Growth, KDS, and other happenings
First Watch’s Q2 systemwide sales bumped 20 percent to $231.2 million from $192.6 million this time a year ago. Revenue lifted 19.8 percent to $184.5 million (from $154 million) and same-store sales grew 13.4 percent. Comps are 30.2 percent up relative to Q2 2019.
The chain opened nine locations—five company and four franchises—across seven states and expects to bring 30–35 corporate and eight to 13 franchise-owned units to market for the full fiscal year.
Restaurant-level operating profit margin was 18.2 percent in Q2 versus 22.5 percent in the prior-year measure, thanks to inflationary challenges. F&B costs as a percentage of restaurant sales rose to 24.9 percent in the period, which is higher than Q1’s 23.1 percent. First Watch experienced inflation of 17.7 percent in commodity cost. Building on Tomasso’s comment, Hope suggested this would be the high watermark for the year.

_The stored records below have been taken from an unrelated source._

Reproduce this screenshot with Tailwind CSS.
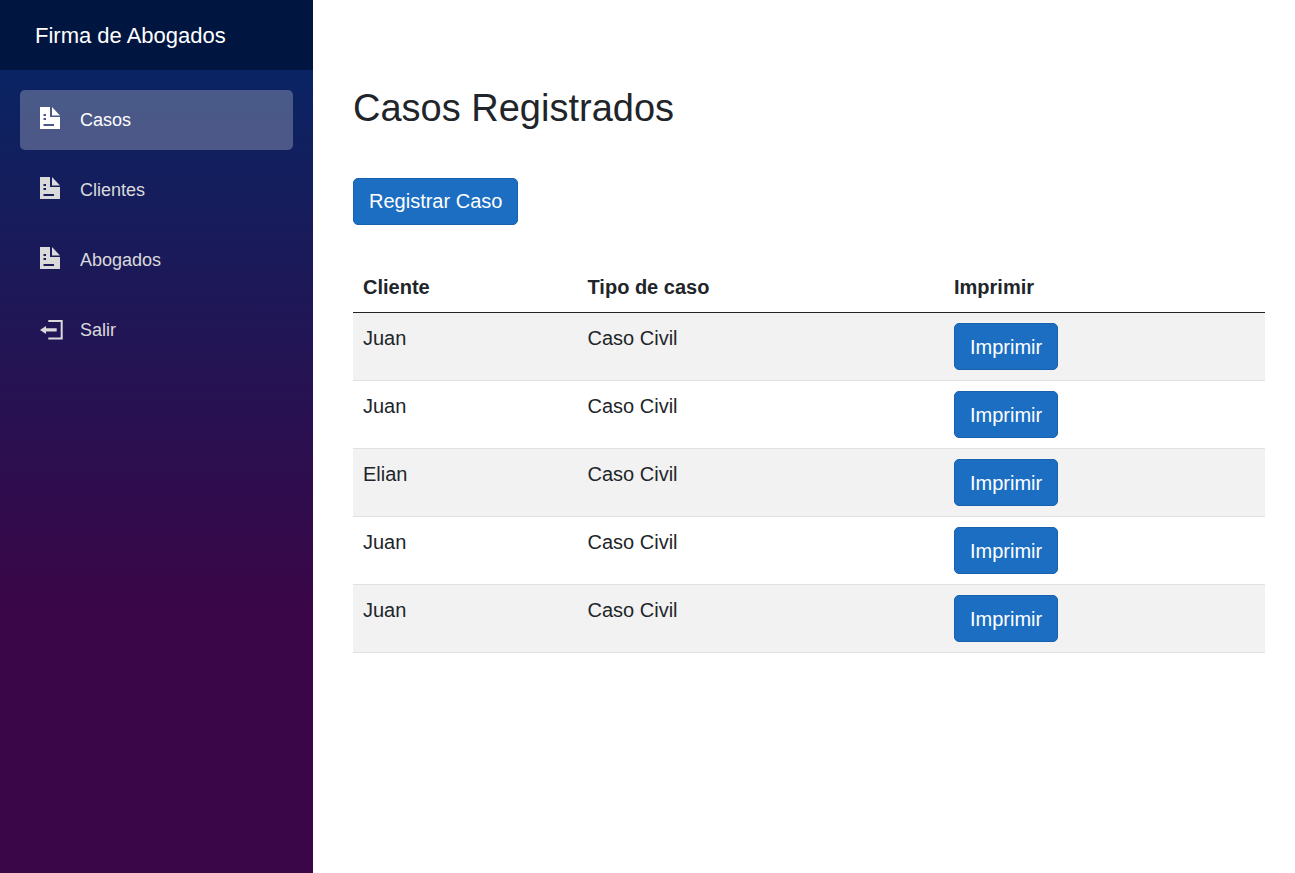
<!DOCTYPE html>
<html lang="es">
<head>
<meta charset="utf-8">
<script src="https://cdn.jsdelivr.net/npm/@tailwindcss/browser@4"></script>
<title>Casos</title>
</head>
<body class="font-['Liberation_Sans',Arial,sans-serif] bg-white text-[#212529]">
<div class="flex h-[873px] overflow-hidden">
  <aside class="w-[313px] shrink-0 flex flex-col bg-[linear-gradient(180deg,#0a2463_8%,#3a0647_70%)]">
    <div class="h-[70px] bg-[#001641] pl-[35px] flex items-center text-[22px] text-white">Firma de Abogados</div>
    <nav class="px-[20px] pt-[20px] flex flex-col gap-[10px] text-[18px]">
      <a class="h-[60px] flex items-center pl-[20px] gap-[20px] rounded-[5px] bg-white/25 text-white">
        <svg class="w-[20px] h-[22px] -mt-[4px]" viewBox="0 0 20 22"><path fill="currentColor" fill-rule="evenodd" d="M0 0H10V10H20V22H0ZM3.500 7H6V9H3.500ZM3.500 11H6V13H3.500ZM3.500 17H14V19H3.500Z"/><path fill="currentColor" d="M12 0L20 8.500H12Z"/></svg>
        <span>Casos</span>
      </a>
      <a class="h-[60px] flex items-center pl-[20px] gap-[20px] text-[#dadada]">
        <svg class="w-[20px] h-[22px] -mt-[4px]" viewBox="0 0 20 22"><path fill="currentColor" fill-rule="evenodd" d="M0 0H10V10H20V22H0ZM3.500 7H6V9H3.500ZM3.500 11H6V13H3.500ZM3.500 17H14V19H3.500Z"/><path fill="currentColor" d="M12 0L20 8.500H12Z"/></svg>
        <span>Clientes</span>
      </a>
      <a class="h-[60px] flex items-center pl-[20px] gap-[20px] text-[#dadada]">
        <svg class="w-[20px] h-[22px] -mt-[4px]" viewBox="0 0 20 22"><path fill="currentColor" fill-rule="evenodd" d="M0 0H10V10H20V22H0ZM3.500 7H6V9H3.500ZM3.500 11H6V13H3.500ZM3.500 17H14V19H3.500Z"/><path fill="currentColor" d="M12 0L20 8.500H12Z"/></svg>
        <span>Abogados</span>
      </a>
      <a class="h-[60px] flex items-center pl-[20px] gap-[20px] text-[#dadada]">
        <svg class="w-[24px] h-[20px] -mr-[4px] -mt-[1px]" viewBox="0 0 24 20"><path fill="currentColor" d="M8.300 0H22.700V19.500H8.300V17.500H20.700V2H8.300Z"/><path fill="currentColor" d="M0 10L6 6V8.300H16.700V11.500H6V14Z"/></svg>
        <span>Salir</span>
      </a>
    </nav>
  </aside>
  <main class="flex-1 pl-[40px] pr-[30px] pt-[85px]">
    <h1 class="text-[38px] leading-[46px] font-normal">Casos Registrados</h1>
    <button class="mt-[47px] block h-[47px] px-[15px] pb-[2px] rounded-[5px] bg-[#1b6ec2] border border-[#1861ac] text-[20px] text-white">Registrar Caso</button>
    <table class="mt-[30px] w-[912px] table-fixed border-collapse text-[20px]">
      <colgroup><col class="w-[224.500px]"><col class="w-[366.500px]"><col></colgroup>
      <thead>
        <tr class="h-[57px] border-b border-[#212529]">
          <th class="px-[10px] pt-[8px] text-left font-bold">Cliente</th>
          <th class="px-[10px] pt-[8px] text-left font-bold">Tipo de caso</th>
          <th class="px-[10px] pt-[8px] text-left font-bold">Imprimir</th>
        </tr>
      </thead>
      <tbody>
        <tr class="border-b border-[#dee2e6] bg-[#f2f2f2]">
          <td class="p-[10px] align-top leading-[30px]">Juan</td><td class="p-[10px] align-top leading-[30px]">Caso Civil</td>
          <td class="p-[10px] align-top"><button class="block h-[47px] px-[15px] pt-[2px] rounded-[5px] bg-[#1b6ec2] border border-[#1861ac] text-[20px] text-white">Imprimir</button></td>
        </tr>
        <tr class="border-b border-[#dee2e6]">
          <td class="p-[10px] align-top leading-[30px]">Juan</td><td class="p-[10px] align-top leading-[30px]">Caso Civil</td>
          <td class="p-[10px] align-top"><button class="block h-[47px] px-[15px] pt-[2px] rounded-[5px] bg-[#1b6ec2] border border-[#1861ac] text-[20px] text-white">Imprimir</button></td>
        </tr>
        <tr class="border-b border-[#dee2e6] bg-[#f2f2f2]">
          <td class="p-[10px] align-top leading-[30px]">Elian</td><td class="p-[10px] align-top leading-[30px]">Caso Civil</td>
          <td class="p-[10px] align-top"><button class="block h-[47px] px-[15px] pt-[2px] rounded-[5px] bg-[#1b6ec2] border border-[#1861ac] text-[20px] text-white">Imprimir</button></td>
        </tr>
        <tr class="border-b border-[#dee2e6]">
          <td class="p-[10px] align-top leading-[30px]">Juan</td><td class="p-[10px] align-top leading-[30px]">Caso Civil</td>
          <td class="p-[10px] align-top"><button class="block h-[47px] px-[15px] pt-[2px] rounded-[5px] bg-[#1b6ec2] border border-[#1861ac] text-[20px] text-white">Imprimir</button></td>
        </tr>
        <tr class="border-b border-[#dee2e6] bg-[#f2f2f2]">
          <td class="p-[10px] align-top leading-[30px]">Juan</td><td class="p-[10px] align-top leading-[30px]">Caso Civil</td>
          <td class="p-[10px] align-top"><button class="block h-[47px] px-[15px] pt-[2px] rounded-[5px] bg-[#1b6ec2] border border-[#1861ac] text-[20px] text-white">Imprimir</button></td>
        </tr>
      </tbody>
    </table>
  </main>
</div>
</body>
</html>
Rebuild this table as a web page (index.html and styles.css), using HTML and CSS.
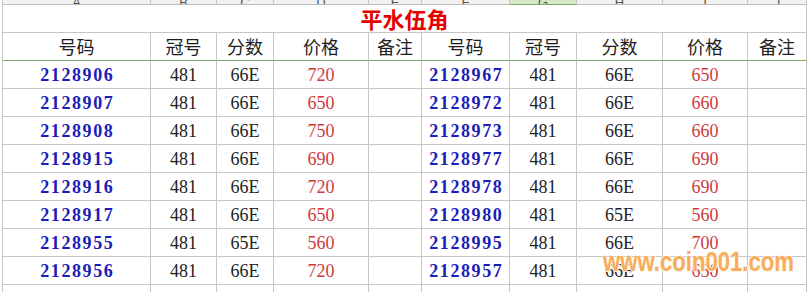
FILE: index.html
```html
<!DOCTYPE html>
<html lang="zh-CN">
<head>
<meta charset="utf-8">
<title>平水伍角</title>
<link rel="stylesheet" href="styles.css">
</head>
<body>
<div class="sheet">
  <div class="colbar">
    <div class="ch">A</div><div class="ch">B</div><div class="ch">C</div><div class="ch">D</div><div class="ch">E</div>
    <div class="ch">F</div><div class="ch sel">G</div><div class="ch">H</div><div class="ch">I</div><div class="ch">J</div>
  </div>
  <div class="grid">
    <div class="title">平水伍角</div>

    <div class="hd">号码</div><div class="hd">冠号</div><div class="hd">分数</div><div class="hd">价格</div><div class="hd">备注</div>
    <div class="hd">号码</div><div class="hd">冠号</div><div class="hd">分数</div><div class="hd">价格</div><div class="hd">备注</div>

    <div class="c no">2128906</div><div class="c">481</div><div class="c">66E</div><div class="c pr">720</div><div class="c"></div>
    <div class="c no">2128967</div><div class="c">481</div><div class="c">66E</div><div class="c pr">650</div><div class="c"></div>

    <div class="c no">2128907</div><div class="c">481</div><div class="c">66E</div><div class="c pr">650</div><div class="c"></div>
    <div class="c no">2128972</div><div class="c">481</div><div class="c">66E</div><div class="c pr">660</div><div class="c"></div>

    <div class="c no">2128908</div><div class="c">481</div><div class="c">66E</div><div class="c pr">750</div><div class="c"></div>
    <div class="c no">2128973</div><div class="c">481</div><div class="c">66E</div><div class="c pr">660</div><div class="c"></div>

    <div class="c no">2128915</div><div class="c">481</div><div class="c">66E</div><div class="c pr">690</div><div class="c"></div>
    <div class="c no">2128977</div><div class="c">481</div><div class="c">66E</div><div class="c pr">690</div><div class="c"></div>

    <div class="c no">2128916</div><div class="c">481</div><div class="c">66E</div><div class="c pr">720</div><div class="c"></div>
    <div class="c no">2128978</div><div class="c">481</div><div class="c">66E</div><div class="c pr">690</div><div class="c"></div>

    <div class="c no">2128917</div><div class="c">481</div><div class="c">66E</div><div class="c pr">650</div><div class="c"></div>
    <div class="c no">2128980</div><div class="c">481</div><div class="c">65E</div><div class="c pr">560</div><div class="c"></div>

    <div class="c no">2128955</div><div class="c">481</div><div class="c">65E</div><div class="c pr">560</div><div class="c"></div>
    <div class="c no">2128995</div><div class="c">481</div><div class="c">66E</div><div class="c pr">700</div><div class="c"></div>

    <div class="c no">2128956</div><div class="c">481</div><div class="c">66E</div><div class="c pr">720</div><div class="c"></div>
    <div class="c no">2128957</div><div class="c">481</div><div class="c">66E</div><div class="c pr">650</div><div class="c"></div>

    <div class="c"></div><div class="c"></div><div class="c"></div><div class="c"></div><div class="c"></div>
    <div class="c"></div><div class="c"></div><div class="c"></div><div class="c"></div><div class="c"></div>
  </div>
  <div class="watermark">www.coin001.com</div>
</div>
</body>
</html>
```

FILE: styles.css
```css
html, body {
  margin: 0;
  padding: 0;
  background: #ffffff;
}

body {
  width: 808px;
  height: 292px;
  overflow: hidden;
}

.sheet {
  position: relative;
  width: 808px;
  height: 292px;
  overflow: hidden;
}

.colbar,
.grid {
  display: grid;
  grid-template-columns: 148px 66px 57px 95px 53px 88px 67px 86px 85px 59px;
  margin-left: 2px;
  border-left: 1px solid #c6c6c6;
  width: 804px;
}

.colbar {
  height: 5px;
  background: #f1f1f1;
  overflow: hidden;
}

.ch {
  box-sizing: border-box;
  height: 5px;
  border-right: 1px solid #c6c6c6;
  border-bottom: 1px solid #bdbdbd;
  font: 13px/6px "Liberation Sans", Arial, sans-serif;
  color: #555555;
  text-align: center;
  overflow: hidden;
}

.ch.sel {
  background: #d6e8c8;
  border-bottom: 1px solid #7fa860;
}

.title {
  grid-column: 1 / -1;
  box-sizing: border-box;
  height: 28px;
  border-right: 1px solid #c6c6c6;
  border-bottom: 1px solid #c6c6c6;
  text-align: center;
  font: 700 22px/27px "Noto Sans CJK SC", sans-serif;
  color: #e60000;
}

.hd,
.c {
  box-sizing: border-box;
  height: 28px;
  border-right: 1px solid #c6c6c6;
  border-bottom: 1px solid #c6c6c6;
  text-align: center;
  white-space: nowrap;
  overflow: hidden;
}

.hd {
  border-bottom: 1px solid #82aa64;
  font: 400 18px/27px "Noto Sans CJK SC", sans-serif;
  color: #1e1e1e;
}

.c {
  font: 400 18px/29px "Liberation Serif", "Times New Roman", serif;
  color: #1e1e1e;
}

.c.no {
  font-weight: 700;
  color: #1c1cb8;
  letter-spacing: 1.6px;
  text-indent: 1.6px;
}

.c.pr {
  color: #cc3a3e;
}

.watermark {
  position: absolute;
  left: 603px;
  top: 248px;
  font: 700 28px/28px "Liberation Sans", Arial, sans-serif;
  color: rgba(246, 163, 72, 0.9);
  text-shadow: 1px 0 0 #fff6e8, -1px 0 0 #fff6e8, 0 1px 0 #fff6e8, 0 -1px 0 #fff6e8;
  white-space: nowrap;
  transform: scaleX(0.79);
  transform-origin: 0 0;
}
```
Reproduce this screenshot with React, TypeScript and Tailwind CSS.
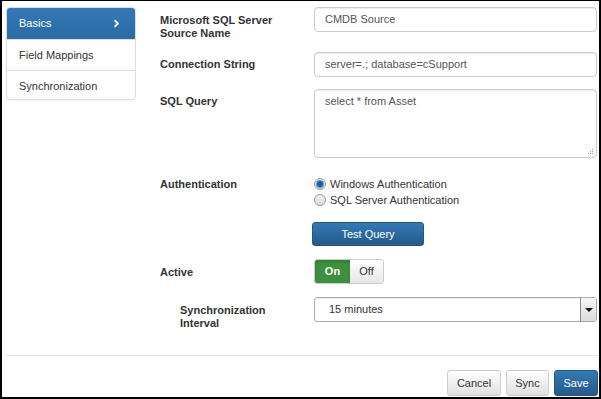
import { ChevronRight } from 'lucide-react';

const font = "font-['Liberation_Sans',Arial,sans-serif]";

function Input({ value }: { value: string }) {
  return (
    <div className="h-[25px] w-[283px] rounded-[4px] border border-[#ccc] bg-white pl-[10px] text-[11px] leading-[23px] text-[#555] shadow-[inset_0_1px_1px_rgba(0,0,0,0.075)]">
      {value}
    </div>
  );
}

function Radio({ checked, label }: { checked?: boolean; label: string }) {
  return (
    <div className="flex h-[16px] items-center">
      <span className="flex h-[12px] w-[12px] items-center justify-center rounded-full border border-[#9a9a9a] bg-gradient-to-b from-[#f4f4f4] to-[#d8d8d8]">
        {checked && <span className="h-[6px] w-[6px] rounded-full bg-[#1f5f9e] shadow-[0_0_0_1px_#5aa0d8]" />}
      </span>
      <span className="ml-[4px] text-[11px] text-[#333]">{label}</span>
    </div>
  );
}

export default function App() {
  const sidebar = ['Basics', 'Field Mappings', 'Synchronization'];

  return (
    <div className={`${font} h-[399px] w-[601px] overflow-hidden border-t border-r-2 border-b-2 border-l-2 border-black bg-white`}>
      <div className="flex h-[321px] pl-[4px] pt-[6px]">
        {/* Sidebar */}
        <div className="h-[93px] w-[130px] overflow-hidden rounded-[4px] border border-[#ddd] shadow-[0_1px_2px_rgba(0,0,0,0.05)]">
          {sidebar.map((item, i) => (
            <div
              key={item}
              className={
                i === 0
                  ? 'flex h-[31px] items-center justify-between bg-gradient-to-b from-[#337ab7] to-[#2b6aa3] pl-[12px] pr-[13px] text-[11px] text-white'
                  : 'flex h-[31px] items-center border-t border-[#ddd] pl-[12px] text-[11px] text-[#333]'
              }
            >
              {item}
              {i === 0 && <ChevronRight size={11} strokeWidth={4} color="white" />}
            </div>
          ))}
        </div>

        {/* Form */}
        <div className="ml-[24px] flex flex-col">
          <div className="flex">
            <div className="w-[154px] pt-[7px] text-[11px] font-bold leading-[13px] text-[#333]">
              Microsoft SQL Server
              <br />
              Source Name
            </div>
            <div className="h-[24px]">
              <Input value="CMDB Source" />
            </div>
          </div>

          <div className="mt-[12px] flex">
            <div className="w-[154px] pt-[6px] text-[11px] font-bold leading-[13px] text-[#333]">Connection String</div>
            <Input value="server=.; database=cSupport" />
          </div>

          <div className="mt-[12px] flex">
            <div className="w-[154px] pt-[6px] text-[11px] font-bold leading-[13px] text-[#333]">SQL Query</div>
            <div className="relative h-[69px] w-[283px] rounded-[4px] border border-[#ccc] bg-white pl-[10px] pt-[5px] text-[11px] leading-[13px] text-[#555] shadow-[inset_0_1px_1px_rgba(0,0,0,0.075)]">
              select * from Asset
              <svg className="absolute bottom-[2px] right-[2px]" width="7" height="7" viewBox="0 0 7 7">
                <rect x="5" y="1" width="1" height="1" fill="#999" />
                <rect x="3" y="3" width="1" height="1" fill="#999" />
                <rect x="5" y="3" width="1" height="1" fill="#999" />
                <rect x="1" y="5" width="1" height="1" fill="#999" />
                <rect x="3" y="5" width="1" height="1" fill="#999" />
                <rect x="5" y="5" width="1" height="1" fill="#999" />
              </svg>
            </div>
          </div>

          <div className="mt-[18px] flex">
            <div className="w-[154px] text-[11px] font-bold leading-[16px] text-[#333]">Authentication</div>
            <div className="flex flex-col">
              <Radio checked label="Windows Authentication" />
              <Radio label="SQL Server Authentication" />
            </div>
          </div>

          <div className="mt-[14px] flex">
            <div className="w-[152px]" />
            <button className="h-[24px] w-[112px] rounded-[3px] border border-[#245580] bg-gradient-to-b from-[#337ab7] to-[#265a88] text-[11px] text-white">
              Test Query
            </button>
          </div>

          <div className="mt-[13px] flex items-center">
            <div className="w-[154px] pt-[2px] text-[11px] font-bold leading-[13px] text-[#333]">Active</div>
            <div className="flex h-[25px] overflow-hidden rounded-[3px] border border-[#ccc]">
              <div className="flex w-[35px] items-center justify-center bg-[#3e8f3e] text-[11px] font-bold text-white shadow-[inset_0_2px_3px_rgba(0,0,0,0.15)]">
                On
              </div>
              <div className="flex w-[33px] items-center justify-center bg-gradient-to-b from-[#fff] to-[#e6e6e6] text-[11px] text-[#333]">
                Off
              </div>
            </div>
          </div>

          <div className="mt-[13px] flex">
            <div className="w-[154px] pl-[20px] pt-[7px] text-[11px] font-bold leading-[13px] text-[#333]">
              Synchronization
              <br />
              Interval
            </div>
            <div className="flex h-[25px] w-[283px] items-stretch rounded-[3px] border border-[#aaa] bg-white shadow-[inset_0_1px_1px_rgba(0,0,0,0.075)]">
              <div className="flex-1 pl-[14px] text-[11px] leading-[23px] text-[#333]">15 minutes</div>
              <div className="flex w-[16px] items-center justify-center border-l border-[#888] bg-gradient-to-b from-[#f6f6f6] to-[#dcdcdc]">
                <svg width="8" height="4" viewBox="0 0 8 4">
                  <path d="M0 0h8L4 4z" fill="#111" />
                </svg>
              </div>
            </div>
          </div>
        </div>
      </div>

      {/* Footer */}
      <div className="ml-[4px] mt-[33px] border-t border-[#e5e5e5]" />
      <div className="mt-[14px] flex justify-end gap-[5px] pr-[1px]">
        <button className="h-[26px] w-[54px] rounded-[3px] border border-[#ccc] bg-gradient-to-b from-[#fff] to-[#e0e0e0] text-[11px] text-[#333]">
          Cancel
        </button>
        <button className="h-[26px] w-[43px] rounded-[3px] border border-[#ccc] bg-gradient-to-b from-[#fff] to-[#e0e0e0] text-[11px] text-[#333]">
          Sync
        </button>
        <button className="h-[26px] w-[44px] rounded-[3px] border border-[#245580] bg-gradient-to-b from-[#337ab7] to-[#265a88] text-[11px] text-white">
          Save
        </button>
      </div>
    </div>
  );
}
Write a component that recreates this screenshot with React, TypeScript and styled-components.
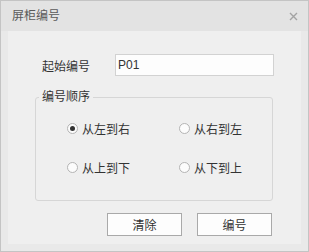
import styled, { createGlobalStyle } from 'styled-components';

const GlobalStyle = createGlobalStyle`
    html, body {
        margin: 0;
        padding: 0;
        background: #ffffff;
    }
    * {
        box-sizing: border-box;
    }
`;

const FONT = `"Liberation Sans", "Noto Sans CJK SC", sans-serif`;

const orders = [
    { key: 'lr', label: '从左到右' },
    { key: 'rl', label: '从右到左' },
    { key: 'tb', label: '从上到下' },
    { key: 'bt', label: '从下到上' },
];

export default function App() {
    const selected = 'lr';

    return (
        <>
            <GlobalStyle />
            <Dialog>
                <TitleBar>
                    <Title>屏柜编号</Title>
                    <CloseButton aria-label="close">
                        <svg width="9" height="9" viewBox="0 0 9 9">
                            <path d="M1 1 L8 8 M8 1 L1 8" stroke="#a3a3a3" strokeWidth="1.4" />
                        </svg>
                    </CloseButton>
                </TitleBar>
                <Body>
                    <Panel>
                        <FieldRow>
                            <Label>起始编号</Label>
                            <TextInput defaultValue="P01" />
                        </FieldRow>
                        <Group>
                            <Legend>编号顺序</Legend>
                            <RadioGrid>
                                {orders.map((o) => (
                                    <RadioItem key={o.key}>
                                        <RadioCircle $checked={o.key === selected} />
                                        <RadioText>{o.label}</RadioText>
                                    </RadioItem>
                                ))}
                            </RadioGrid>
                        </Group>
                        <Actions>
                            <Button>清除</Button>
                            <Button>编号</Button>
                        </Actions>
                    </Panel>
                </Body>
            </Dialog>
        </>
    );
}

const Dialog = styled.div`
    width: 309px;
    height: 252px;
    border: 1px solid #c4c4c4;
    background: #e9e9e9;
    display: flex;
    flex-direction: column;
    font-family: ${FONT};
`;

const TitleBar = styled.div`
    height: 30px;
    flex-shrink: 0;
    background: #e3e3e3;
    display: flex;
    align-items: center;
    justify-content: space-between;
    padding: 0 10px 0 11px;
`;

const Title = styled.span`
    font-size: 12px;
    color: #5a5a5a;
    line-height: 14px;
`;

const CloseButton = styled.span`
    display: flex;
    align-items: center;
    width: 9px;
    height: 9px;
`;

const Body = styled.div`
    flex: 1;
    padding: 0 7px 7px 7px;
    display: flex;
`;

const Panel = styled.div`
    flex: 1;
    background: #efefef;
    padding: 23px 0 0 27px;
    display: flex;
    flex-direction: column;
`;

const FieldRow = styled.div`
    display: flex;
    align-items: center;
    height: 22px;
    padding-left: 7px;
`;

const Label = styled.span`
    width: 73px;
    font-size: 12px;
    color: #333333;
`;

const TextInput = styled.input`
    width: 159px;
    height: 22px;
    border: 1px solid #d2d2d2;
    background: #fdfdfd;
    padding: 0 2px;
    font-family: ${FONT};
    font-size: 12px;
    color: #333333;
    outline: none;
`;

const Group = styled.fieldset`
    margin: 13px 0 0 0;
    width: 238px;
    min-inline-size: 0;
    border: 1px solid #d6d6d6;
    border-radius: 3px;
    padding: 13px 0 23px 0;
`;

const Legend = styled.legend`
    margin-left: 3px;
    padding: 0 3px;
    font-size: 12px;
    line-height: 16px;
    color: #333333;
`;

const RadioGrid = styled.div`
    display: grid;
    grid-template-columns: 112px 1fr;
    row-gap: 19px;
    padding-left: 31px;
`;

const RadioItem = styled.label`
    display: flex;
    align-items: center;
    height: 20px;
    gap: 4px;
`;

const RadioCircle = styled.span<{ $checked: boolean }>`
    width: 11px;
    height: 11px;
    border-radius: 50%;
    border: 1px solid #b4b4b4;
    background: #fcfcfc;
    display: flex;
    align-items: center;
    justify-content: center;
    &::after {
        content: '';
        width: 5px;
        height: 5px;
        border-radius: 50%;
        background: ${(p) => (p.$checked ? '#333333' : 'transparent')};
    }
`;

const RadioText = styled.span`
    font-size: 12px;
    color: #333333;
`;

const Actions = styled.div`
    display: flex;
    gap: 15px;
    margin-top: 12px;
    padding-left: 72px;
`;

const Button = styled.button`
    width: 75px;
    height: 23px;
    border: 1px solid #a9a9a9;
    background: #fdfdfd;
    font-family: ${FONT};
    font-size: 12px;
    color: #333333;
    padding: 0;
`;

He added dining room recovery versus 2019 grew to 93 percent for the quarter and weekly off-premises sales volumes “remained consistent” even as four-wall traffic continued its recovery.
Soaring costs or not, First Watch won’t take its foot off the innovation pedal. Its most recent seasonal offering featured the Barbacoa Quesadilla Benedict—two barbacoa quesadillas prepared quesabirria-style, topped with poached cage-free eggs and covered with Vera Cruz hollandaise, ranchero sauce, and scallions. First Watch served it with seasoned black beans and housemade pico de gallo.
Tomasso said the product performed “far better” than already high expectations and aligned with culinary trends seen throughout the independent restaurant industry. “What’s more special here is that this menu item was identified and tested close to a year and a half ago, highlighting our ability to identify early trends and [roll out] seamlessly throughout a fast-growing system,” he said. “This is a unique competitive advantage that’s been refined over decades.”
On the employee front, Tomasso said First Watch’s hourly staffing levels are roughly 93 percent of what they were previously. Manager figures have “improved slightly” and currently stand at 2.8 managers per locations.
Whether First Watch ever gets all the way back or what that means for the industry going forward is hard to pin down. But the chain will work on efficiencies as that settles. First Watch’s KDS rollout is ahead of schedule, Tomasso said, and has helped the brand serve additional demand, particularly during peak hours. The goal is at least half of locations by year’s end. At Q2 exit, KDS was active in 114 restaurants. It’s upped to more than 200 since. Ticket times and accuracy improved.
“We still have relatively low brand awareness yet impressive guest satisfaction scores, creating an ideal opportunity as we move forward,” Tomasso said. “Consumers are still discovering us and we’re in a great position in our brand lifecycle as we grow toward our long-term potential of 2,200 restaurants in the U.S.”